- _Written task_:
Look through the records and report how many lines include the word "screenshot", with no other words.

- _Material supplied_:
■ ■ ■
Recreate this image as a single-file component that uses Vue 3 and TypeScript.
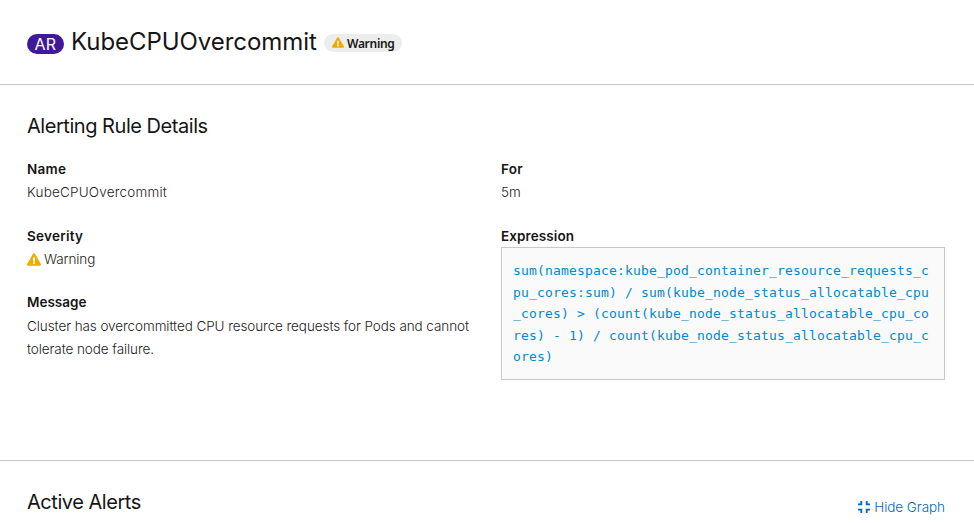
<script setup lang="ts">
const rule = {
  name: 'KubeCPUOvercommit',
  severity: 'Warning',
  message: 'Cluster has overcommitted CPU resource requests for Pods and cannot tolerate node failure.',
  duration: '5m',
  expression:
    'sum(namespace:kube_pod_container_resource_requests_cpu_cores:sum) / sum(kube_node_status_allocatable_cpu_cores) > (count(kube_node_status_allocatable_cpu_cores) - 1) / count(kube_node_status_allocatable_cpu_cores)',
}
const warningPath =
  'M569.5 440c18.500 32-4.700 72-41.600 72H48.100c-36.900 0-60-40.100-41.600-72L246.400 24c18.500-32 64.700-32 83.200 0l239.900 416zM288 354c-25.400 0-46 20.600-46 46s20.600 46 46 46 46-20.600 46-46-20.600-46-46-46zm-43.700-165.300l7.400 136c.4 6.400 5.600 11.300 12 11.300h48.500c6.400 0 11.600-5 12-11.300l7.400-136c.4-6.900-5.100-12.700-12-12.700h-63.400c-6.900 0-12.300 5.800-11.900 12.700z'
</script>

<template>
  <main class="page">
    <header class="masthead">
      <h1 class="title">
        <span class="resource-icon">AR</span>
        <span class="resource-name">{{ rule.name }}</span>
        <span class="badge">
          <svg class="badge-icon" viewBox="0 0 576 512" aria-hidden="true"><path :d="warningPath" /></svg>
          <span>{{ rule.severity }}</span>
        </span>
      </h1>
    </header>

    <section class="details">
      <h2 class="heading">Alerting Rule Details</h2>
      <div class="columns">
        <dl class="list">
          <dt>Name</dt>
          <dd class="name">{{ rule.name }}</dd>
          <dt>Severity</dt>
          <dd class="severity">
            <svg class="severity-icon" viewBox="0 0 576 512" aria-hidden="true"><path :d="warningPath" /></svg>
            <span>{{ rule.severity }}</span>
          </dd>
          <dt class="message-label">Message</dt>
          <dd class="message">{{ rule.message }}</dd>
        </dl>
        <dl class="list">
          <dt>For</dt>
          <dd class="duration">{{ rule.duration }}</dd>
          <dt class="expression-label">Expression</dt>
          <dd><pre class="expression">{{ rule.expression }}</pre></dd>
        </dl>
      </div>
    </section>

    <section class="alerts">
      <h2 class="heading">Active Alerts</h2>
      <button class="link" type="button">
        <svg class="compress" viewBox="0 0 12 12" aria-hidden="true">
          <path d="M0 3.300h3.300V0M8.700 0v3.300H12M0 8.700h3.300V12M8.700 12V8.700H12" />
        </svg>
        <span>Hide Graph</span>
      </button>
    </section>
  </main>
</template>

<style>
body {
  margin: 0;
  background: #fff;
  overflow: hidden;
}
</style>

<style scoped>
.page {
  height: 523px;
  overflow: hidden;
  color: #151515;
  font-family: Inter, 'Liberation Sans', sans-serif;
  font-size: 13.5px;
  line-height: 23px;
}
h1, h2, dl, dd, pre {
  margin: 0;
}
.masthead {
  height: 84px;
  box-sizing: border-box;
  padding: 24px 27px 0;
}
.title {
  display: flex;
  align-items: flex-start;
  font-weight: 400;
}
.resource-icon {
  width: 37px;
  height: 20px;
  margin: 10px 7px 0 0;
  border-radius: 10px;
  background: #40199a;
  color: #fff;
  font-size: 16px;
  letter-spacing: 0.4px;
  line-height: 20px;
  text-align: center;
}
.resource-name {
  width: 246px;
  font-size: 24px;
  letter-spacing: -0.06px;
  line-height: 35px;
  white-space: nowrap;
}
.badge {
  display: flex;
  align-items: center;
  gap: 3px;
  width: 78px;
  height: 18px;
  margin: 10px 0 0 7px;
  padding-left: 8px;
  box-sizing: border-box;
  border-radius: 9px;
  background: #ededed;
  font: 600 12px/20px 'Noto Sans', sans-serif;
  letter-spacing: -0.3px;
}
.badge span {
  padding-top: 1px;
}
.badge-icon {
  width: 12px;
  height: 11px;
  margin-bottom: 1px;
  fill: #f0ab00;
}
.details {
  height: 347px;
  padding: 28px 29px 0 27px;
  border-top: 1px solid #c7c7c7;
}
.heading {
  font-size: 20px;
  font-weight: 400;
  letter-spacing: -0.46px;
  line-height: 26px;
}
.columns {
  display: grid;
  grid-template-columns: 444px 444px;
  column-gap: 30px;
  margin-top: 19px;
}
dt {
  font-weight: 600;
  letter-spacing: 0.25px;
  line-height: 23px;
}
dd {
  min-height: 23px;
  margin-bottom: 21px;
  color: #1c1c1c;
  font-weight: 350;
}
.name {
  letter-spacing: 0.2px;
}
.severity {
  display: flex;
  align-items: center;
  gap: 3px;
  margin-bottom: 20px;
  letter-spacing: -0.1px;
}
.severity-icon {
  width: 14px;
  height: 13px;
  margin-bottom: 1px;
  fill: #f0ab00;
}
.message-label {
  margin-bottom: 1px;
  letter-spacing: 0;
}
.message {
  letter-spacing: -0.08px;
}
.duration {
  margin-bottom: 20px;
}
.expression-label {
  height: 22px;
  padding-top: 1px;
  letter-spacing: 0.1px;
  line-height: 22px;
}
.expression {
  box-sizing: border-box;
  height: 133px;
  padding: 12px 11px;
  border: 1px solid #c9c9c9;
  background: #fafafa;
  color: #0088ce;
  font: 13px/21.500px 'DejaVu Sans Mono', monospace;
  letter-spacing: 0.174px;
  white-space: pre-wrap;
  word-break: break-all;
}
.alerts {
  display: flex;
  justify-content: space-between;
  align-items: flex-start;
  padding: 28px 29px 0 27px;
  border-top: 1px solid #c7c7c7;
}
.link {
  display: flex;
  align-items: center;
  gap: 4px;
  margin-top: 7px;
  padding: 0;
  border: 0;
  background: none;
  color: #06c;
  font: inherit;
  font-weight: 350;
  letter-spacing: -0.05px;
  line-height: 23px;
}
.compress {
  width: 12px;
  height: 12px;
  margin-bottom: 1px;
  fill: none;
  stroke: #06c;
  stroke-width: 1.8;
}
</style>
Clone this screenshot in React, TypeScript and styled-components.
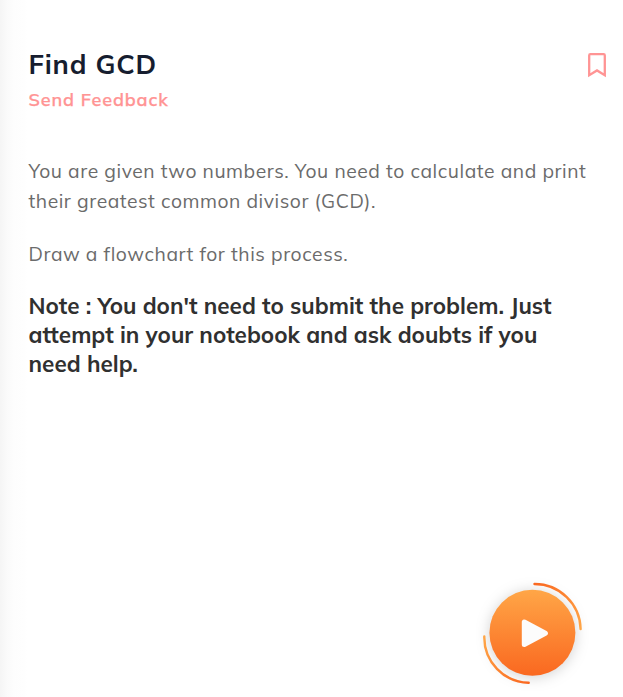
import React from "react";
import styled, { createGlobalStyle } from "styled-components";

const GlobalStyle = createGlobalStyle`
  * { box-sizing: border-box; }
  body { margin: 0; background: #fff; }
`;

const Page = styled.main`
  display: flex;
  flex-direction: column;
  width: 623px;
  height: 697px;
  padding: 47px 14px 0 28.5px;
  overflow: hidden;
  font-family: Muli, Mulish, Lato, "Open Sans", sans-serif;
  font-variant-ligatures: none;
  background: linear-gradient(90deg, #f5f5f5 0, #fafafa 7px, #fdfdfd 14px, #fefefe 24px, #fff 27px);
`;

const Header = styled.header`
  display: flex;
  justify-content: space-between;
  height: 109px;
`;

const Title = styled.h1`
  margin: 0;
  font-size: 27px;
  line-height: 34px;
  font-weight: 700;
  color: #161d2f;
`;

const Feedback = styled.a`
  display: block;
  margin-top: 7px;
  font-size: 18px;
  line-height: 24px;
  font-weight: 600;
  -webkit-text-stroke: 0.25px #ff9494;
  color: #ff9494;
`;

const BookmarkButton = styled.button`
  width: 22px;
  height: 26px;
  margin-top: 5px;
  padding: 0;
  border: 0;
  background: none;
  svg { display: block; }
`;

const Paragraph = styled.p`
  margin: 0 0 23px;
  font-size: 19.3px;
  line-height: 30px;
  color: #6b6b6b;
`;

const Note = styled.h2`
  margin: -1px 0 0;
  font-size: 22.5px;
  line-height: 29px;
  font-weight: 700;
  color: #303030;
`;

const Line = styled.span<{ $tracking: number }>`
  display: block;
  width: max-content;
  white-space: nowrap;
  letter-spacing: ${(p) => p.$tracking}px;
`;

const PlayButton = styled.button`
  width: 130px;
  height: 127px;
  margin: auto 9px 0 auto;
  padding: 0;
  border: 0;
  background: none;
  flex: none;
  svg { display: block; overflow: visible; }
`;

const Bookmark = () => (
  <svg width="22" height="26" viewBox="0 0 22 26" fill="none">
    <path d="M2.2 3.4Q2.2 2.2 3.4 2.2H16.6Q17.8 2.2 17.8 3.4V23.2L10 18.4L2.2 23.2Z" stroke="#ff9494" strokeWidth="2.3" />
  </svg>
);

const Play = () => (
  <svg width="130" height="127" viewBox="0 0 130 127" fill="none">
    <defs>
      <linearGradient id="disc" x1="0" y1="0" x2="0" y2="1">
        <stop stopColor="#ffa647" />
        <stop offset="1" stopColor="#fa6820" />
      </linearGradient>
      <linearGradient id="upper" x1="0" y1="0" x2="1" y2="1">
        <stop stopColor="#fa6820" />
        <stop offset="1" stopColor="#ffa647" />
      </linearGradient>
      <linearGradient id="lower" x1="0" y1="0" x2="1" y2="1">
        <stop stopColor="#ffa647" />
        <stop offset="1" stopColor="#fa6820" />
      </linearGradient>
      <filter id="shade" x="-50%" y="-50%" width="200%" height="200%" colorInterpolationFilters="sRGB">
        <feDropShadow dx="0" dy="1.5" stdDeviation="7" floodColor="#000" floodOpacity="0.18" />
      </filter>
    </defs>
    <circle cx="62.4" cy="62.8" r="43" fill="url(#disc)" filter="url(#shade)" />
    <path d="M64.5 14A46 46 0 0 1 110.6 59" stroke="url(#upper)" strokeWidth="2.4" strokeLinecap="round" />
    <path d="M14.3 66.5A45.5 45.5 0 0 0 58.7 112.8" stroke="url(#lower)" strokeWidth="2.4" strokeLinecap="round" />
    <path d="M54.3 52V74.6L75.4 63.3Z" fill="#fcfcfc" stroke="#fcfcfc" strokeWidth="5" strokeLinejoin="round" />
  </svg>
);

export default function App() {
  return (
    <>
      <GlobalStyle />
      <Page>
        <Header>
          <div>
            <Title><Line $tracking={0.8}>Find GCD</Line></Title>
            <Feedback><Line $tracking={0.9}>Send Feedback</Line></Feedback>
          </div>
          <BookmarkButton aria-label="Bookmark"><Bookmark /></BookmarkButton>
        </Header>
        <Paragraph>
          <Line $tracking={0.56}>You are given two numbers. You need to calculate and print</Line>
          <Line $tracking={0.56}>their greatest common divisor (GCD).</Line>
        </Paragraph>
        <Paragraph>
          <Line $tracking={0.56}>Draw a flowchart for this process.</Line>
        </Paragraph>
        <Note>
          <Line $tracking={0.01}>Note : You don't need to submit the problem. Just</Line>
          <Line $tracking={0.01}>attempt in your notebook and ask doubts if you</Line>
          <Line $tracking={0.01}>need help.</Line>
        </Note>
        <PlayButton aria-label="Play"><Play /></PlayButton>
      </Page>
    </>
  );
}
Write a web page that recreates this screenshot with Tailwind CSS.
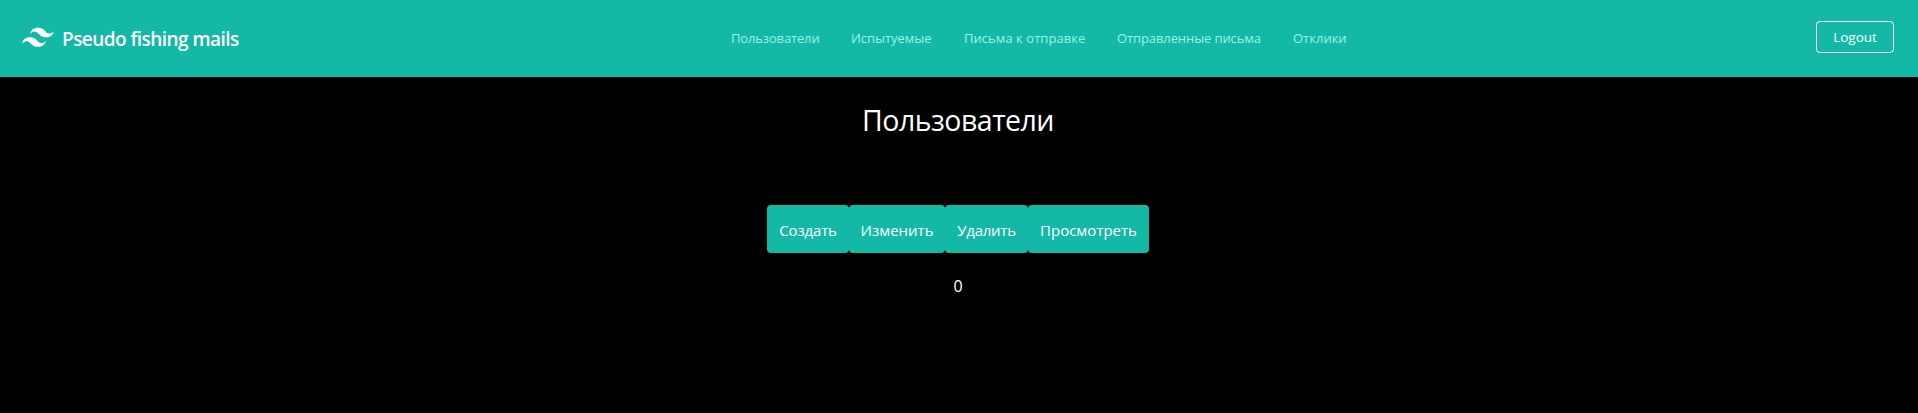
■ ■ ■
- _Result of this exercise_:
2